Ms. Gelfand has distinguished herself in roles in both the classical and contemporary repertoires. Her principal roles have included Juliet in Choo San Goh's and Daniel Pelzig's Romeo and Juliet, Irma in the Bournonville's Abdallah, the Ballerina in Harald Landers' Etudes, the title roles in Giselle, Coppelia, Ben Stevenson's Cinderella and Cleopatra, Odette/Odile in Swan Lake, Princess Aurora in Anna-Marie Holmes' The Sleeping Beauty, Olga in John Cranko's Onegin, Mercedes in Carmen, Gulnare in Le Corsaire, the Snow Queen, Dew Drop Fairy, and Sugarplum Fairy in The Nutcracker, a stepsister in Michael Corder's Cinderella, Kate in The Taming of The Shrew, Flora in Dracula, Gamzatti and Nikiya in La Bayadère, and Irina in Sir Kenneth MacMillan's Winter Dreams. Gelfand's accomplishments have been noted in Dance Magazine, Boston Magazine, People, The New York Times, and U.S. News and World Report.
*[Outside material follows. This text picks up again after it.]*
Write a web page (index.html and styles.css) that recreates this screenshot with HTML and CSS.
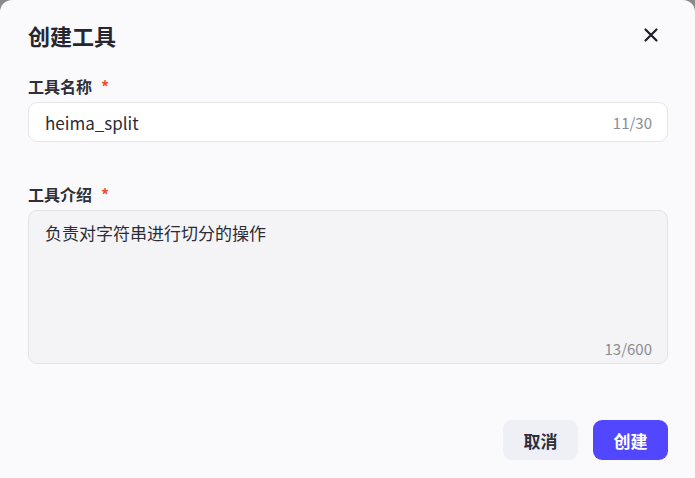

In 1989, she was named a Presidential Scholar and received a Presidential Medal at the White House. Gelfand received her real estate license in 1999 and will pursue her real estate career with Gibson Domain Domain in Boston's South End.

ROMEO AND JULIET, May 8-18, 2003

Jennifer Gelfand will dance the role of Juliet on Wednesday, May 14, at 7p.m., and Saturday, May 17, at 8p.m. at The Wang Theatre, Boston *casting subject to change*

* * * [statement by Jennifer Gelfand]

Beginning in 1978, I spent most of my pre-professional life and essentially my entire professional career at Boston Ballet. I have worked with every artistic director in its history. For me it has been both an honor and a privilege to grow and develop as an artist with this company. I care deeply about its history, I have witnessed and been a part of its amazing growth. My wish for the future success of the company is genuine and heartfelt.

My love of dance has always had two components. There is my sheer love of the moment and artistry, but also the desire to connect with the audience. As important as each performance is to me, it is equally important to me that the audience leaves feeling that I have given them 100%. I wanted them to come back eager to see more. Boston Ballet audiences have given me, and this company incredible support over the years. This has been a source of tremendous pride and also of personal responsibility.

My love of dance and this company remain strong. I know that technically and artistically I can still bring an audience to its feet. For me it has been a passion, a love, and a wonderful part of my life.

It is with deep sadness that I am announcing my retirement from Boston Ballet. I am looking forward to performing Juliet in Romeo and Juliet at the conclusion of the season. Juliet was my first role as a company member. Then, I think fittingly, will look forward to my final performances at the start of Boston Ballet's 40th Anniversary Season. I will take my final bow where I entered- Don Quixote.